I read a piece from NPR the other day. Here we are in the age of instant communication, with phones and texting and Facebook, Instagram, Twitter and a myriad of ways to connect with other people. And yet, according to NPR, we as Americans suffer a loneliness crisis. Older adults are especially vulnerable since many live in isolation at the very same time they are dealing with the loss of a spouse or close friend or relative. Loneliness, in turn, has led to higher suicide rates, especially among the elderly, and mostly especially among elderly men.
But loneliness is not restricted to the elderly. One study by the insurance company Cigna found that about half of Americans view themselves as lonely. And somewhere between 20% and 40% are beyond lonely, classified as "socially isolated."
Another report from San Diego State University said that increased use of social media is actually correlated with increased feelings of loneliness. Is it possible that sometimes the answers to our problems are actually causing the problems?
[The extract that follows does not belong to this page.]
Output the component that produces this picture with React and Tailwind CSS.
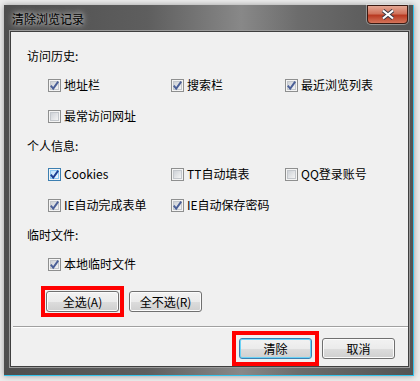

Maybe it's time to get back to some basics. Maybe we don't need a big, hulking SUV just to get around town. Maybe we can put the credit card away for a while -- both personally and nationally -- and realize what our parents told us, that money doesn't grow on trees. Maybe we should unplug our computers, at least for a while, and go for a walk with some friends, read a book, and be polite during conversations with our neighbors and fellow countrymen.